Portanto, o sentido de nossa existência cristã não está em “divinizar-nos”, mas em “humanizar-nos” (descermos até o fundo de nossa condição humana). Porque o “ponto de encontro” entre Deus e os seres humanos não foi só o “divino”, senão o “divino humanizado”.
A questão fundamental é perguntar se nosso Deus quer, antes de tudo, o culto do templo e seus sacrifícios ou prefere, antes de mais nada, que se ponha em prática o programa das bem-aventuranças (traços daquilo que de mais humano existe em nós).
Jesus é tão entranhavelmente humano que nos desconcerta a ponto de parecer estranho, extravagante e, para muitos, escandaloso. Mas, precisamente dessa maneira Ele nos revela, não só sua profunda humani-dade, senão o grau de “desumanização” a que podemos submeter os outros, sem darmos conta disso.
Quando dizemos que “Deus se fundiu com o humano”, na verdade estamos afirmando que o humano é o único meio e a única possibilidade para termos acesso ao divino.

Texto bíblico:  Lc. 1,1-4; 4,14-21

Na oração: Antes de começar a narrar a atividade de Jesus, Lucas quer deixar muito claro a seus leitores qual é a paixão que impulsiona Jesus e qual é o horizonte de sua atuação. Os cristãos devem saber em quê direção o Espírito de Deus conduz Jesus, pois segui-Lo é precisamente caminhar em sua mesma direção.
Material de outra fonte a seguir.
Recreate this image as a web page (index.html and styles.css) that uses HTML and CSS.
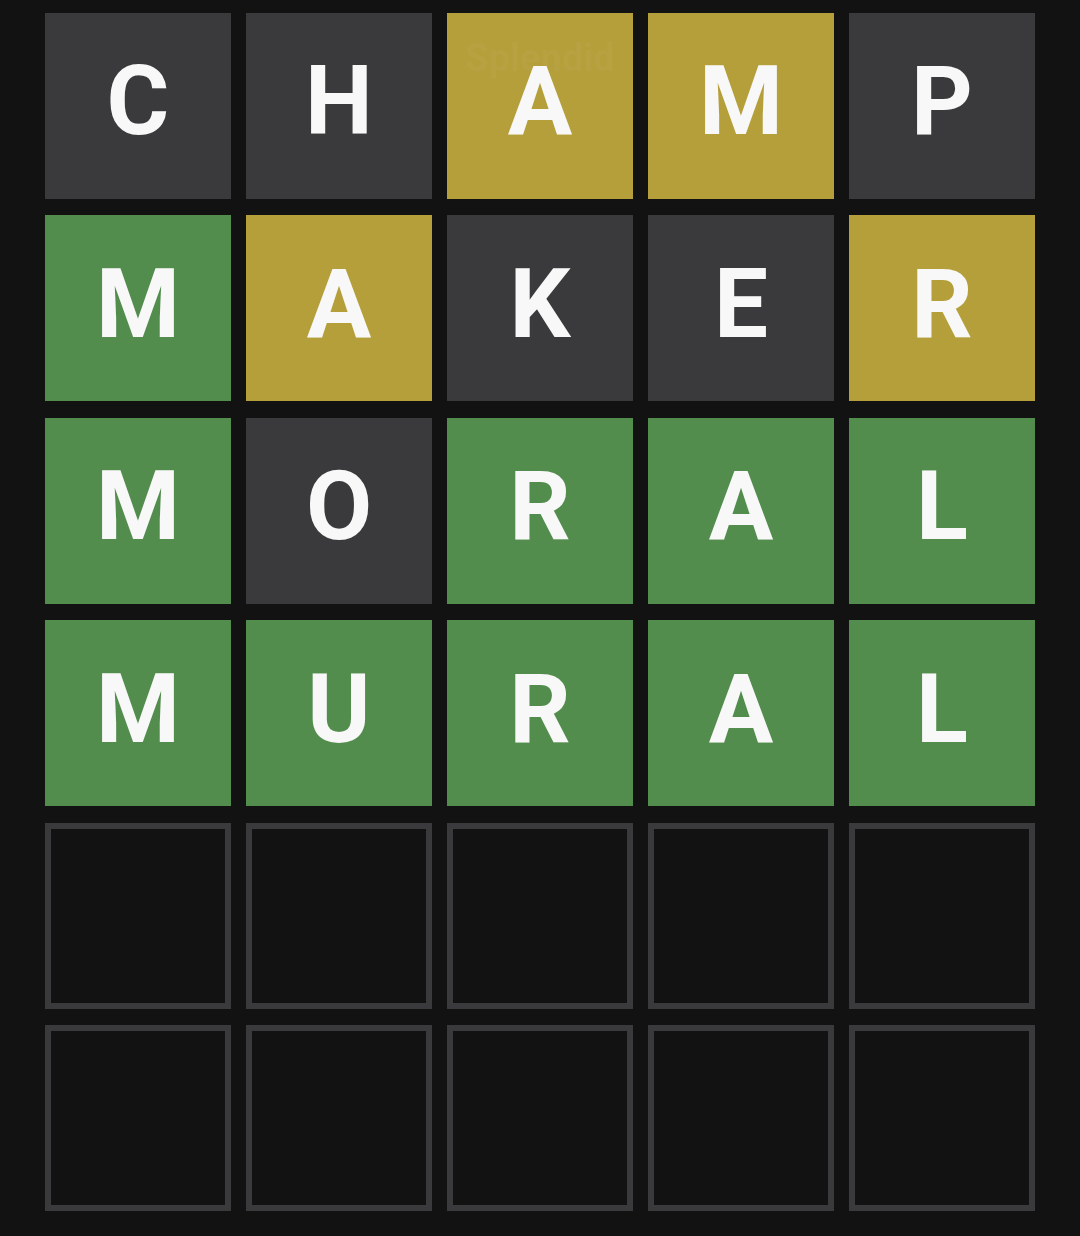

Não é possível viver e anunciar Jesus Cristo se não é a partir da defesa dos últimos e da solidariedade com os excluídos. Se o que fazemos e proclamamos, como cristãos, não é captado como algo bom e libertador pelos que mais sofrem, quê Evangelho estamos anunciando? A quê Jesus estamos seguindo? Quê espiritualidade estamos promovendo? Estamos caminhando na mesma direção que Jesus caminhou?
Esse mesmo Espírito que atuou em Jesus está atuando sempre em cada um de nós. E sob a força do Espírito seremos deslocados para as “margens” da exclusão. Conectemos com essa energia divina que já está dentro de nós, e a espiritualidade será o mais espontâneo e natural de nossa vida.